A greener and more efficient tomorrow

The integration of machine learning into wind plant analytics is a testament to our commitment to a greener and more efficient energy landscape. By combining advanced data analytics with the power of renewable wind energy, we are not only shaping the future of wind plant operations but also contributing to global sustainability. 

As we continue to harness the capabilities of machine learning, we open the door to further advancements in the wind energy sector. We anticipate even more efficient and reliable wind plant operations, reduced downtime, and increased energy production.

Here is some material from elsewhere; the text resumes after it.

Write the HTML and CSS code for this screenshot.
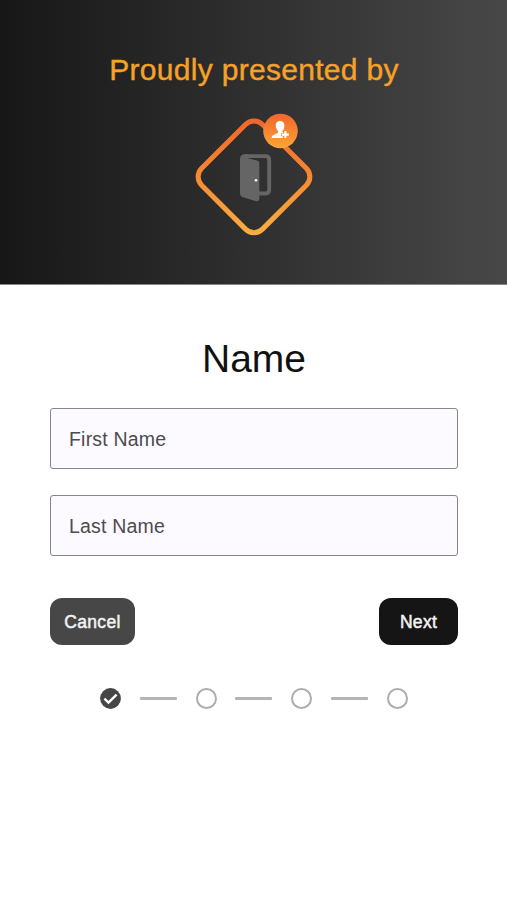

These advancements not only strengthen the profitability of wind energy, but also make it a more attractive and accessible resource for communities and industries worldwide. 

Machine learning bridges nature’s power with technology’s efficiency, optimizing wind plant operations for efficient wind energy management. This makes wind energy a cornerstone of renewable energy future, mitigating climate change and promoting a healthier planet. By guiding wind energy, we are on the brink of a brighter, cleaner, and more sustainable future.